| Short problem |
Find the word "screenshot" in the material below and gather every line that contains it.

| Given records |
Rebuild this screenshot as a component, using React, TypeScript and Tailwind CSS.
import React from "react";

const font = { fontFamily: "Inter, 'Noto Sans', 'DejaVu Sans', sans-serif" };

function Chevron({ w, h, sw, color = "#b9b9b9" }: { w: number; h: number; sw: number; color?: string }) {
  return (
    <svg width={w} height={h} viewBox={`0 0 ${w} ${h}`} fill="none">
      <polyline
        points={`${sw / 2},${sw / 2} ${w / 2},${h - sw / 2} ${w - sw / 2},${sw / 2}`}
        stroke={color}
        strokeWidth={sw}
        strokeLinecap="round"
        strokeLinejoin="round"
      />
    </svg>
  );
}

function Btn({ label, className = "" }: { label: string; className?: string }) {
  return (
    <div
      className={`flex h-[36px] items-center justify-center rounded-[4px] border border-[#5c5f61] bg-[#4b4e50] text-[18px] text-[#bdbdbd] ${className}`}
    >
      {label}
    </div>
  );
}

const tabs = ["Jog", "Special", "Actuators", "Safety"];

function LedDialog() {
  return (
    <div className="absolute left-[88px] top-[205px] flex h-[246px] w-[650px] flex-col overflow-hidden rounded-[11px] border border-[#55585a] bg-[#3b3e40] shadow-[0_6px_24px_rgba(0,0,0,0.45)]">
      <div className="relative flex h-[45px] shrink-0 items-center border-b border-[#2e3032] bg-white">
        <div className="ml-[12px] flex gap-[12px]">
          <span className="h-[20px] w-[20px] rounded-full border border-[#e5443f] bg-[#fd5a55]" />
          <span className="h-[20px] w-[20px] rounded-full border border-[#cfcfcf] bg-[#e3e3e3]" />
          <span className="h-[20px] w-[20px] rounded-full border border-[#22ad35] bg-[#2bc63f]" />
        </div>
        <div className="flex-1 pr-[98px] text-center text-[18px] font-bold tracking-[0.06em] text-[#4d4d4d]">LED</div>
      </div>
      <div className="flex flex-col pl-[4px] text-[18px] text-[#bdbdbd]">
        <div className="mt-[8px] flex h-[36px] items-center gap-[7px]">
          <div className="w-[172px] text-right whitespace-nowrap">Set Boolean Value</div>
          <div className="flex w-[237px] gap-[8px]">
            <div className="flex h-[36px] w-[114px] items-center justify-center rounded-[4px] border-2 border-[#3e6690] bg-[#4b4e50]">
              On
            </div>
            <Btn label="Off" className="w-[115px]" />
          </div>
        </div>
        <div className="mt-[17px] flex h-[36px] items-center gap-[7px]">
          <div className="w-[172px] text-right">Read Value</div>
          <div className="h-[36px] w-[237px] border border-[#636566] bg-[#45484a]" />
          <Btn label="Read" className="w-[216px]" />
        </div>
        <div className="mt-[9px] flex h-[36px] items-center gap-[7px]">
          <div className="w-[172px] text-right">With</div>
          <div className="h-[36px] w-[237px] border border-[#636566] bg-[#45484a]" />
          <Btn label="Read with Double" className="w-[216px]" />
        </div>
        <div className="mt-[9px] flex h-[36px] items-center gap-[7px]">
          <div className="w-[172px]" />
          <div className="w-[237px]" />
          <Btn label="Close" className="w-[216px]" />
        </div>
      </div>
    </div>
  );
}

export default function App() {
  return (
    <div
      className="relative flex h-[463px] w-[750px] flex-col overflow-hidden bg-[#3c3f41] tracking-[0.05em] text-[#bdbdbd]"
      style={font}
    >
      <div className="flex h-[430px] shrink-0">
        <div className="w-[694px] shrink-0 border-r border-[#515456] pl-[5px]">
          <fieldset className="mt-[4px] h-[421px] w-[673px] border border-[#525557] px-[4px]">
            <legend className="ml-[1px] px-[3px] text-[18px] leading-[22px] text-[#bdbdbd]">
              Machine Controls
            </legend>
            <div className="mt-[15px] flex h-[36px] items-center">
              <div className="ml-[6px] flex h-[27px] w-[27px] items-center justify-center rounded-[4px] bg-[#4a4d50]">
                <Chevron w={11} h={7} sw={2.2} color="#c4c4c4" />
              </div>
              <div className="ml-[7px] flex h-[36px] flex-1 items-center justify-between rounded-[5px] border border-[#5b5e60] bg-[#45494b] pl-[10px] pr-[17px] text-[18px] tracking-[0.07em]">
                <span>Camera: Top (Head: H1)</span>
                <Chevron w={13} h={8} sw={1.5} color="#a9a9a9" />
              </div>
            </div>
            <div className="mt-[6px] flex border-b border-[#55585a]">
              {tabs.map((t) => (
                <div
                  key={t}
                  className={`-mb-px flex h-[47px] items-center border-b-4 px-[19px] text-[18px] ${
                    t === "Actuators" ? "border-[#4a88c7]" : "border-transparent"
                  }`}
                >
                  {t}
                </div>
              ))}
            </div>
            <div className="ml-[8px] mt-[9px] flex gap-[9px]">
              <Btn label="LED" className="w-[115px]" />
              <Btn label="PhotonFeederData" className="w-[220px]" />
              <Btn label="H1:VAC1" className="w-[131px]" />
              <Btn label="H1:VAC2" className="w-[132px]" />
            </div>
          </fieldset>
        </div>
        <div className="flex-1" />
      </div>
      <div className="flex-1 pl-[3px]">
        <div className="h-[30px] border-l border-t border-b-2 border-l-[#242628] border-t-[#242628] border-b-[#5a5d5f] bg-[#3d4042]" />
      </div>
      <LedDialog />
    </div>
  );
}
...
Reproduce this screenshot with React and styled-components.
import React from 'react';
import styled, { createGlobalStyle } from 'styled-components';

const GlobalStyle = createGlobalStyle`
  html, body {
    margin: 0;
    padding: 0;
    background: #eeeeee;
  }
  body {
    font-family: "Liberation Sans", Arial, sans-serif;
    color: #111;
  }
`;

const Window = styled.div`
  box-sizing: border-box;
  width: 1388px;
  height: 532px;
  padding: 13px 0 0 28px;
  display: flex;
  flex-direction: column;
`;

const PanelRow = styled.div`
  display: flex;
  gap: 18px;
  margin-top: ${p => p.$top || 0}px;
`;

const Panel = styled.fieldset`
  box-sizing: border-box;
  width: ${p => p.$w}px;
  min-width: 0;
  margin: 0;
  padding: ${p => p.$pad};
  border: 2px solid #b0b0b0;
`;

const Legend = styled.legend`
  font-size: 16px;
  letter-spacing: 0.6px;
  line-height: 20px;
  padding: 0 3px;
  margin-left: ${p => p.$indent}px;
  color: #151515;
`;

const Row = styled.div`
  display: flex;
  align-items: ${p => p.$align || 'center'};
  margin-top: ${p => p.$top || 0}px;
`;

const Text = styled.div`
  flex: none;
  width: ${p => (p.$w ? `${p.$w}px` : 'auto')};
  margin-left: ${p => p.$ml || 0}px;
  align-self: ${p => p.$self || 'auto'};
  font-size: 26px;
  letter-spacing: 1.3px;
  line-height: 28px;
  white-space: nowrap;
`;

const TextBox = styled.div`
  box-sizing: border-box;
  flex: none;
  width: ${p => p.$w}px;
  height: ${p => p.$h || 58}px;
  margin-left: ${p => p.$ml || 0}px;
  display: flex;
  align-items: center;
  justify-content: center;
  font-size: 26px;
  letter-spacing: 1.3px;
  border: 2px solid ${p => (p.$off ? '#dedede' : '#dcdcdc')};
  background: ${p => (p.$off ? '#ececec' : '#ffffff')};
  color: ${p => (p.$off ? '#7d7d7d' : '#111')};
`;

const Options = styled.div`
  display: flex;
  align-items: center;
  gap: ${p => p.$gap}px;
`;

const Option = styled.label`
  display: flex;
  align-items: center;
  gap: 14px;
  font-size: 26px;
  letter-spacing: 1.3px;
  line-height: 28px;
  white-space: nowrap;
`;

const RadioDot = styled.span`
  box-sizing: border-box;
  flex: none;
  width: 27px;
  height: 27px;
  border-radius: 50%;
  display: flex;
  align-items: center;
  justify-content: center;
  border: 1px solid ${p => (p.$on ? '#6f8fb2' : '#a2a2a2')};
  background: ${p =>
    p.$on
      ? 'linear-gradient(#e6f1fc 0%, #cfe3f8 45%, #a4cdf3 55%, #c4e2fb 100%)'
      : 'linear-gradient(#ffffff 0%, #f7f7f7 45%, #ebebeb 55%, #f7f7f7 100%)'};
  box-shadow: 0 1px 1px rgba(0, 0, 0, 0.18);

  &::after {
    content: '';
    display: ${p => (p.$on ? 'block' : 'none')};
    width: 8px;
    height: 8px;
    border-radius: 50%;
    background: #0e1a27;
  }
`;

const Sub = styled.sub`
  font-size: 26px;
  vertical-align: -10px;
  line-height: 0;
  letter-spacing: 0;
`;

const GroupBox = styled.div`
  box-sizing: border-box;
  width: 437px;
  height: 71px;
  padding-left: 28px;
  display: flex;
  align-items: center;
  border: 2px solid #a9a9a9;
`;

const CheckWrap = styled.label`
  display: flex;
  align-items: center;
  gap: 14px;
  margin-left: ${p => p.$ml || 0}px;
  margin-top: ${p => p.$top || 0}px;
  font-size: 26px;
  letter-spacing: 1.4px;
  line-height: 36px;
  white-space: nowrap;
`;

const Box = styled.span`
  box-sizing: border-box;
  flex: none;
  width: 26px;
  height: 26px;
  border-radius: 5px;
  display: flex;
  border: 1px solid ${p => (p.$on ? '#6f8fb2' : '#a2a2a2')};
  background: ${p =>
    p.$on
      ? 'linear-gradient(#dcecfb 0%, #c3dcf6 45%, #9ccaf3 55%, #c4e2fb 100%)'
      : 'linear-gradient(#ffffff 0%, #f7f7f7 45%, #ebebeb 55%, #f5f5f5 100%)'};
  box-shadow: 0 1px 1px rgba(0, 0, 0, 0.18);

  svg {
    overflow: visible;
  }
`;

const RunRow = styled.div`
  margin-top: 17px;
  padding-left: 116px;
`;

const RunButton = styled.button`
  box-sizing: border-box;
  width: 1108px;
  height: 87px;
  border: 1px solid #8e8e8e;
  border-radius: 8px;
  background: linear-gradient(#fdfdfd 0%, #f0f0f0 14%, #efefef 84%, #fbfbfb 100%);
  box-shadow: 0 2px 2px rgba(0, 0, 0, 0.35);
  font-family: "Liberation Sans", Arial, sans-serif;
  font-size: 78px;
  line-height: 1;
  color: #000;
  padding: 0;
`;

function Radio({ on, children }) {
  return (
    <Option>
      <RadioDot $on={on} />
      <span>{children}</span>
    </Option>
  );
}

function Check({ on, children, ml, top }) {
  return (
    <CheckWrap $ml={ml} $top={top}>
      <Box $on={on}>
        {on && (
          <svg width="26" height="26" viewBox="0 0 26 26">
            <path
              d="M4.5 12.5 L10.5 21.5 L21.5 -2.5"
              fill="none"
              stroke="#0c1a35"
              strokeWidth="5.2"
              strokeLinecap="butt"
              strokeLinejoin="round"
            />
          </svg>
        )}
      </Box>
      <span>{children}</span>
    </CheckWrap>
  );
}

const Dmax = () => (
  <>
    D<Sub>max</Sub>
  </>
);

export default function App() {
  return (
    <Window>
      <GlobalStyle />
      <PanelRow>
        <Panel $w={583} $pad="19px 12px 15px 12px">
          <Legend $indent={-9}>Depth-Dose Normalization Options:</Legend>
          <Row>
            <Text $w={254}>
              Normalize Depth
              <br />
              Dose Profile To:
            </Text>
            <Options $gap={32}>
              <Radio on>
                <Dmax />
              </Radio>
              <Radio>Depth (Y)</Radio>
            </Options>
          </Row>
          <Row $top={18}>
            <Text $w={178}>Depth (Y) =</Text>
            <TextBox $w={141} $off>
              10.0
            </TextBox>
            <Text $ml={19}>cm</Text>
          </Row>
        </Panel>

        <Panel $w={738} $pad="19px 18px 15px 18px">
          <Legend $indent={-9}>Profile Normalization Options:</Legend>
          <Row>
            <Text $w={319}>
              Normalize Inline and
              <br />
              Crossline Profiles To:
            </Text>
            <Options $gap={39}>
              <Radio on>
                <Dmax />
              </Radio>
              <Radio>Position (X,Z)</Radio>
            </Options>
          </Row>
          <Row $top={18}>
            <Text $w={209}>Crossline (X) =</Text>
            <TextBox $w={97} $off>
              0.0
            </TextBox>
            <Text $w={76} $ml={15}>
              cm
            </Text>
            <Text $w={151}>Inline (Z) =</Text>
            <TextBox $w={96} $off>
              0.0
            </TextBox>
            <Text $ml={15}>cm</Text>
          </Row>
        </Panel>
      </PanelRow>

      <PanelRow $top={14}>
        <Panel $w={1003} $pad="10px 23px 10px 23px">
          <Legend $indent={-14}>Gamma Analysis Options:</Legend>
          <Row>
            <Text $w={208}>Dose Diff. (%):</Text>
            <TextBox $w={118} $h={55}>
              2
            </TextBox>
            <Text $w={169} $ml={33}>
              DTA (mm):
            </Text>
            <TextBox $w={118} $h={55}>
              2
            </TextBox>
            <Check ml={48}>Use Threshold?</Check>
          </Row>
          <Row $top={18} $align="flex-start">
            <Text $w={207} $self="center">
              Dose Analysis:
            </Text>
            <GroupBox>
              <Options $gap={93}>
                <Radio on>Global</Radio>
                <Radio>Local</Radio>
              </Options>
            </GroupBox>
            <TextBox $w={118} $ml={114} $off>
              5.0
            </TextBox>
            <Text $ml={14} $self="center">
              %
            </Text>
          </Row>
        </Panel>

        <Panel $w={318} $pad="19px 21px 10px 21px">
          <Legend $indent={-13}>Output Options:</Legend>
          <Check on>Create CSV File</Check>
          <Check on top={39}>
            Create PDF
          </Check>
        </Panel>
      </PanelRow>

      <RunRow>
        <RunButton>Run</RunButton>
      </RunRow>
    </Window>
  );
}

| Final answer |
Rebuild this screenshot as a component, using React, TypeScript and Tailwind CSS.
Reproduce this screenshot with React and styled-components.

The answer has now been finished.